I bombardamenti e la ricostruzione

Durante la Seconda Guerra Mondiale Milano subì danni gravissimi al tessuto urbano e al suo patrimonio monumentale. Obiettivo strategico dell’alleanza anglo-americana per il suo ruolo industriale e di snodo commerciale, insieme a Torino e Genova, la città fu ripetutamente colpita dai bombardamenti aerei tra il 1940 e il 1944. Se le prime incursioni provocarono danni circoscritti, i bombardamenti dell’ottobre 1942, i più tragici dell’agosto 1943, e del 1944 mutarono profondamente, e per sempre, l’aspetto della città che abitiamo oggi.

I sessanta raid aerei che si concentrarono sul capoluogo lombardo causarono decine di migliaia di morti e furono spesso all’origine della trasformazione urbanistico-architettonica della città nei decenni successivi al conflitto. Un terzo delle costruzioni milanesi edificate andò distrutto dai bombardamenti, dagli incendi che ne divamparono, o dalle demolizioni, necessarie o avventate, intraprese con la ricostruzione. Oltre il 65% degli edifici sottoposti a tutela dalla Soprintendenza furono danneggiati nonostante le misure di difesa nazionale del territorio e le disposizioni di salvaguardia che la stessa Milano, con grande lungimiranza e tecnica, dettò al ministero dell’Educazione Nazionale, al tempo dicastero dei beni e delle attività culturali del governo fascista. Chili di sabbia, armature e puntellamenti salvarono il Cenacolo vinciano e il ciborio di Sant’Ambrogio ma molte opere architettoniche, sia pubbliche che private, scomparvero per sempre nella loro versione originaria: i teatri Dal Verme, Verdi e Filodrammatici, Casa Velasco e Palazzo Melzi di Cusano in Porta Romana, le scuderie di Villa Reale, Palazzo Ponti di fronte a Brera o i Palazzi Arcimboldi, Cicogna (Via Unione) e Cramer (Via Fatebenefratelli), per citarne solo alcuni.

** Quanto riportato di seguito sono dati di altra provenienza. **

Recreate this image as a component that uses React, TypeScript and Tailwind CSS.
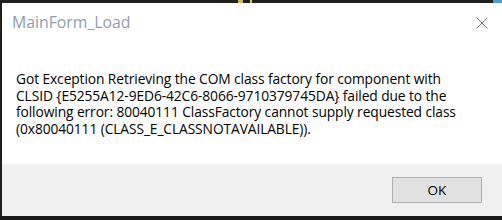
export default function App() {
  const lines = [
    "Got Exception Retrieving the COM class factory for component with",
    "CLSID {E5255A12-9ED6-42C6-8066-9710379745DA} failed due to the",
    "following error: 80040111 ClassFactory cannot supply requested class",
    "(0x80040111 (CLASS_E_CLASSNOTAVAILABLE)).",
  ];

  return (
    <div
      className="flex h-[220px] w-[502px] flex-col overflow-hidden bg-[#1b1b1b]"
      style={{ fontFamily: '"Open Sans", "Noto Sans", sans-serif' }}
    >
      {/* strip of the window behind */}
      <div className="relative h-[3px] shrink-0 bg-[#1f1f1f]">
        <div className="absolute left-[238px] top-0 h-[3px] w-[5px] bg-[#c8b46a]" />
        <div className="absolute left-[250px] top-0 h-[3px] w-[2px] bg-[#d9c27a]" />
        <div className="absolute left-[493px] top-0 h-[3px] w-[9px] bg-[#4b9ad6]" />
      </div>

      <div className="flex min-h-0 flex-1">
        <div className="w-[2px] shrink-0 bg-[#1f1f1f]" />
        <div className="flex flex-1 flex-col">
          {/* body */}
          <div className="flex h-[161px] flex-col bg-white">
            <div className="flex items-start justify-between pl-[10px] pr-[14px] pt-[9px]">
              <div className="text-[15.8px] leading-[20px] text-[#8e9cb0]">MainForm_Load</div>
              <svg width="12" height="12" viewBox="0 0 12 12" className="mt-[5px]">
                <path d="M0.5 0.5 L11.5 11.5 M11.5 0.5 L0.5 11.5" stroke="#7a7a7a" strokeWidth="1" />
              </svg>
            </div>
            <div className="pl-[14px] pt-[39px] text-[13.8px] leading-[16.7px] tracking-[-0.1px] text-black">
              {lines.map((l) => (
                <div key={l} className="whitespace-nowrap">
                  {l}
                </div>
              ))}
            </div>
          </div>

          {/* footer */}
          <div className="flex h-[52px] items-center justify-end bg-[#f0f0f0] pr-[20px]">
            <button className="h-[26px] w-[90px] border border-[#adadad] bg-[#e1e1e1] text-[13.5px] text-black">
              OK
            </button>
          </div>
        </div>
      </div>

      <div className="h-[4px] shrink-0 bg-[#1a1a1a]" />
    </div>
  );
}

Il prestito di un miliardo di allora, ottenuto dal Comune nel 1944, servì a malapena a sgomberare la città dalle macerie. Il Montestella, collina artificiale nel nuovo quartiere sperimentale QT8 progettatato da Piero Bottoni (1947) fu eretto proprio grazie al riutilizzo dei detriti di guerra a perenne memento della città perduta. Gli effetti della guerra, e insieme la speculazione edilizia aggravata dalla domanda di una popolazione più che raddoppiata già nel decennio precedente la Guerra, annullarono l’intersecarsi di vie popolari e quartieri ricchi e intere aree furono modificate nell’assetto planimetrico. Questo, per esempio, il destino del malfamato Bottonuto, quartiere “rosso” dietro Piazza Diaz, e di molte altre zone, almeno fino al piano regolatore del 1953.

L’11 maggio 1946 riaprì trionfalmente il Teatro alla Scala mentre i vuoti della città ferita alimentarono l’acceso dibattito tra ricostruzione in stile e libertà progettuale. Gli esiti più felici di questa dialettica diedero il via alla costruzione di edifici simbolo della modernità: Torre Velasca (BBPR, 1956-8), grattacielo Pirelli (Giò Ponti, 1956-61) e Padiglione d’arte Contemporanea (Ignazio Gardella, 1951-4) sono alcune delle architetture che, per destinazione d’uso, andranno a qualificare il volto della Milano contemporanea.